ALBUQUERQUE, N.M. — State police officers involved in the 2011 shooting death of a New Mexico man have won a legal victory in their effort to avoid being sued by the man’s relatives.
Following the guidance of the U.S. Supreme Court, a panel of federal appeals judges ruled Tuesday in favor three state police officers who sought immunity after relatives of Samuel Pauly sued them over claims that he was a victim of excessive force when the officers surrounded his rural home the night of Oct. 4, 2011.
The Pauly family filed its lawsuit after a grand jury declined to indict the officers.
According to the ruling, Pauly was shot through the window of his rural home by one of the officers investigating a road rage incident involving his brother earlier in the evening.
The appellate court initially sided with Pauly’s family, finding that the officers were not protected by qualified immunity, which shields government officials from liability when they are accused of violating a person’s rights in the course of performing their duties.
The officers appealed, and the U.S. Supreme Court ordered the appellate court to take another look at the case. That resulted in the ruling by the 10th U.S. Circuit Court of Appeals reversing its earlier decision.

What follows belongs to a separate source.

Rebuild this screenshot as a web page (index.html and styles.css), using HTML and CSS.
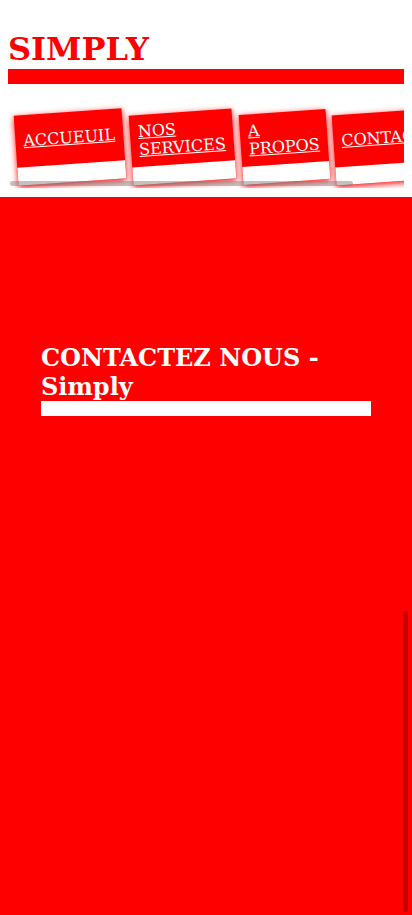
FILE: index.html
```
<!DOCTYPE html>
<html lang="fr">
<head>
<meta charset="utf-8">
<title>Simply - Contact</title>
<link rel="stylesheet" href="styles.css">
</head>
<body>
<header class="site-header">
  <h1 class="brand">SIMPLY</h1>
  <div class="brand-bar"></div>
  <nav class="menu">
    <ul class="menu-list">
      <li class="tile"><a href="#">ACCUEUIL</a></li>
      <li class="tile"><a href="#">NOS SERVICES</a></li>
      <li class="tile"><a href="#">A PROPOS</a></li>
      <li class="tile"><a href="#">CONTACT</a></li>
    </ul>
    <div class="hscroll-thumb"></div>
  </nav>
</header>
<main class="contact">
  <h2 class="contact-title">CONTACTEZ NOUS - Simply</h2>
  <div class="contact-bar"></div>
  <div class="vscroll-thumb"></div>
</main>
</body>
</html>
```
FILE: styles.css
```
html, body {
  margin: 0;
  padding: 0;
  background: #fff;
  font-family: "DejaVu Serif", serif;
}

.site-header {
  padding: 0 8px;
}

.brand {
  margin: 31px 0 0;
  font-size: 32px;
  line-height: 37px;
  font-weight: bold;
  color: #f00;
}

.brand-bar {
  margin-top: 1px;
  height: 15px;
  background: #f00;
}

.menu {
  position: relative;
  overflow: hidden;
  height: 104px;
  margin-bottom: 9px;
}

.menu-list {
  list-style: none;
  margin: 0;
  padding: 28px 0 0 8px;
  display: flex;
  gap: 7px;
  align-items: stretch;
}

.tile {
  flex-shrink: 0;
  width: min-content;
  display: flex;
  align-items: center;
  padding: 6px 8px;
  min-height: 40px;
  background: #f00;
  border-bottom: 18px solid #fff;
  box-shadow: 0 2px 6px #f00;
  transform: rotate(-4deg);
}

.tile a {
  color: #fff;
  font-size: 16px;
  line-height: 18px;
  text-decoration: underline;
}

.hscroll-thumb {
  position: absolute;
  left: 2px;
  bottom: 2px;
  width: 343px;
  height: 5px;
  border-radius: 3px;
  background: rgba(120, 120, 120, 0.45);
}

.contact {
  position: relative;
  background: #f00;
  min-height: 718px;
  padding: 146px 41px 0;
  box-sizing: border-box;
}

.contact-title {
  margin: 0;
  color: #fff;
  font-size: 24px;
  line-height: 29px;
  font-weight: bold;
}

.contact-bar {
  height: 15px;
  background: #fff;
}

.vscroll-thumb {
  position: absolute;
  right: 4px;
  top: 414px;
  bottom: 3px;
  width: 5px;
  border-radius: 3px;
  background: #c40000;
}
```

At issue is the high legal threshold established for filing lawsuits against police under similar circumstances. The Supreme Court had said that officers are immune from such lawsuits unless it’s clear their actions violated established rights.
In Pauly’s case, the high court found that the lower courts failed to cite any similar cases where an officer was found to have violated a person’s rights against excessive force.
Lee Hunt, an attorney representing Pauly’s family, said he plans to appeal to the high court. He also said the family’s negligence claim against the officers is still pending in state district court.
Hunt said the appellate court found the officer who shot Pauly that night violated his constitutional rights against excessive force but that no previous case law existed to tell the officers what they were doing was wrong.
“In my view, it’s such a broken law — qualified immunity. It protects officers who have engaged in unconstitutional conduct,” Hunt said. “In this case, the court found a constitutional violation, it found that it resulted in the shooting of Sam Pauly and yet the police have no accountability because of qualified immunity.”
Mark Jarmie, an attorney for the officers, said he was not authorized to comment about the latest ruling because other claims are still pending.
Tuesday’s ruling does not address the legality of the officers’ actions, only whether the officers could be sued individually.
Court documents indicate Pauly and his brother never heard police announce their presence and feared they were connected to the earlier road rage incident.
Daniel Pauly stepped out of the back of the home and fired two warning shots, while Sam Pauly opened the front window and pointed a handgun into the darkness. The officers fired and Sam Pauly was hit in the heart.
The events unfolded in less than five minutes, according to court documents.
The court acknowledged disputes over whether the officers adequately identified themselves and there were questions raised about whether the officer who shot Pauly could have issued a warning.
That officer was kneeling behind a wall about 50 feet (15 meters) away when he fired at Pauly.